# start of COLLECTED DATA
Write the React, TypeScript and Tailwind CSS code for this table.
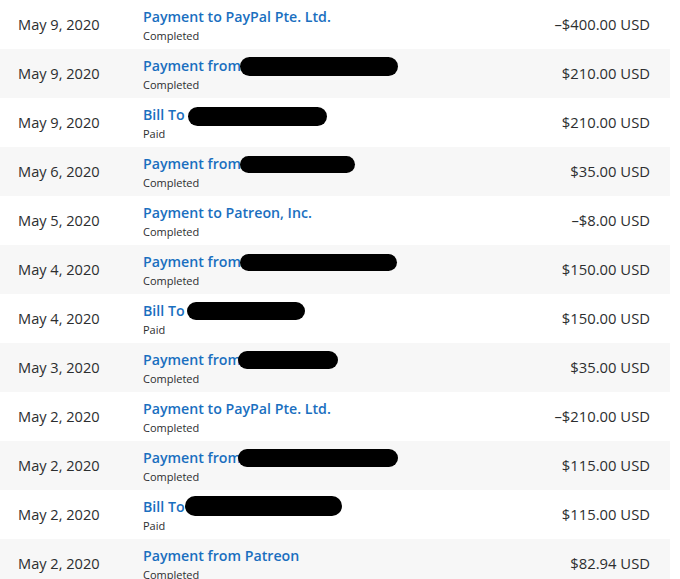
import React from "react";

type Row = {
  date: string;
  title: string;
  status: string;
  amount: string;
  blob?: { left: number; top: number; w: number; h: number };
};

const rows: Row[] = [
  { date: "May 9, 2020", title: "Payment to PayPal Pte. Ltd.", status: "Completed", amount: "–$400.00 USD" },
  { date: "May 9, 2020", title: "Payment from", status: "Completed", amount: "$210.00 USD", blob: { left: 240, top: 8, w: 158, h: 19 } },
  { date: "May 9, 2020", title: "Bill To", status: "Paid", amount: "$210.00 USD", blob: { left: 188, top: 9, w: 139, h: 19 } },
  { date: "May 6, 2020", title: "Payment from", status: "Completed", amount: "$35.00 USD", blob: { left: 240, top: 9, w: 115, h: 17 } },
  { date: "May 5, 2020", title: "Payment to Patreon, Inc.", status: "Completed", amount: "–$8.00 USD" },
  { date: "May 4, 2020", title: "Payment from", status: "Completed", amount: "$150.00 USD", blob: { left: 240, top: 9, w: 157, h: 17 } },
  { date: "May 4, 2020", title: "Bill To", status: "Paid", amount: "$150.00 USD", blob: { left: 187, top: 8, w: 118, h: 18 } },
  { date: "May 3, 2020", title: "Payment from", status: "Completed", amount: "$35.00 USD", blob: { left: 238, top: 8, w: 100, h: 18 } },
  { date: "May 2, 2020", title: "Payment to PayPal Pte. Ltd.", status: "Completed", amount: "–$210.00 USD" },
  { date: "May 2, 2020", title: "Payment from", status: "Completed", amount: "$115.00 USD", blob: { left: 238, top: 8, w: 160, h: 18 } },
  { date: "May 2, 2020", title: "Bill To", status: "Paid", amount: "$115.00 USD", blob: { left: 185, top: 6, w: 157, h: 20 } },
  { date: "May 2, 2020", title: "Payment from Patreon", status: "Completed", amount: "$82.94 USD" },
];

export default function App() {
  return (
    <div
      className="w-[680px] h-[579px] overflow-hidden bg-white"
      style={{ fontFamily: '"Open Sans", "Noto Sans", Arial, sans-serif' }}
    >
      <div className="w-[670px] flex flex-col">
        {rows.map((r, i) => (
          <div
            key={i}
            className={`relative flex items-center h-[49px] shrink-0 ${i % 2 === 1 ? "bg-[#f7f7f7]" : "bg-white"}`}
          >
            <div className="w-[143px] pl-[18px] text-[14.6px] text-[#2c2e2f]">{r.date}</div>
            <div className="flex-1 flex flex-col pt-[1px]">
              <div className="text-[14.2px] leading-[18px] font-semibold text-[#1a6fbf]">{r.title}</div>
              <div className="text-[11px] leading-[15px] mt-[2px] text-[#2c2e2f]">{r.status}</div>
            </div>
            <div className="pr-[20px] text-[14.8px] text-[#2c2e2f]">{r.amount}</div>
            {r.blob && (
              <span
                className="absolute bg-black rounded-full"
                style={{ left: r.blob.left, top: r.blob.top, width: r.blob.w, height: r.blob.h }}
              />
            )}
          </div>
        ))}
      </div>
    </div>
  );
}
# end of COLLECTED DATA
* _AIM OF THE EXERCISE_: Restate the entire listing word for word, excluding pictures.

* _FINAL ANSWER_:
Write the React, TypeScript and Tailwind CSS code for this table.
import React from "react";

type Row = {
  date: string;
  title: string;
  status: string;
  amount: string;
  blob?: { left: number; top: number; w: number; h: number };
};

const rows: Row[] = [
  { date: "May 9, 2020", title: "Payment to PayPal Pte. Ltd.", status: "Completed", amount: "–$400.00 USD" },
  { date: "May 9, 2020", title: "Payment from", status: "Completed", amount: "$210.00 USD", blob: { left: 240, top: 8, w: 158, h: 19 } },
  { date: "May 9, 2020", title: "Bill To", status: "Paid", amount: "$210.00 USD", blob: { left: 188, top: 9, w: 139, h: 19 } },
  { date: "May 6, 2020", title: "Payment from", status: "Completed", amount: "$35.00 USD", blob: { left: 240, top: 9, w: 115, h: 17 } },
  { date: "May 5, 2020", title: "Payment to Patreon, Inc.", status: "Completed", amount: "–$8.00 USD" },
  { date: "May 4, 2020", title: "Payment from", status: "Completed", amount: "$150.00 USD", blob: { left: 240, top: 9, w: 157, h: 17 } },
  { date: "May 4, 2020", title: "Bill To", status: "Paid", amount: "$150.00 USD", blob: { left: 187, top: 8, w: 118, h: 18 } },
  { date: "May 3, 2020", title: "Payment from", status: "Completed", amount: "$35.00 USD", blob: { left: 238, top: 8, w: 100, h: 18 } },
  { date: "May 2, 2020", title: "Payment to PayPal Pte. Ltd.", status: "Completed", amount: "–$210.00 USD" },
  { date: "May 2, 2020", title: "Payment from", status: "Completed", amount: "$115.00 USD", blob: { left: 238, top: 8, w: 160, h: 18 } },
  { date: "May 2, 2020", title: "Bill To", status: "Paid", amount: "$115.00 USD", blob: { left: 185, top: 6, w: 157, h: 20 } },
  { date: "May 2, 2020", title: "Payment from Patreon", status: "Completed", amount: "$82.94 USD" },
];

export default function App() {
  return (
    <div
      className="w-[680px] h-[579px] overflow-hidden bg-white"
      style={{ fontFamily: '"Open Sans", "Noto Sans", Arial, sans-serif' }}
    >
      <div className="w-[670px] flex flex-col">
        {rows.map((r, i) => (
          <div
            key={i}
            className={`relative flex items-center h-[49px] shrink-0 ${i % 2 === 1 ? "bg-[#f7f7f7]" : "bg-white"}`}
          >
            <div className="w-[143px] pl-[18px] text-[14.6px] text-[#2c2e2f]">{r.date}</div>
            <div className="flex-1 flex flex-col pt-[1px]">
              <div className="text-[14.2px] leading-[18px] font-semibold text-[#1a6fbf]">{r.title}</div>
              <div className="text-[11px] leading-[15px] mt-[2px] text-[#2c2e2f]">{r.status}</div>
            </div>
            <div className="pr-[20px] text-[14.8px] text-[#2c2e2f]">{r.amount}</div>
            {r.blob && (
              <span
                className="absolute bg-black rounded-full"
                style={{ left: r.blob.left, top: r.blob.top, width: r.blob.w, height: r.blob.h }}
              />
            )}
          </div>
        ))}
      </div>
    </div>
  );
}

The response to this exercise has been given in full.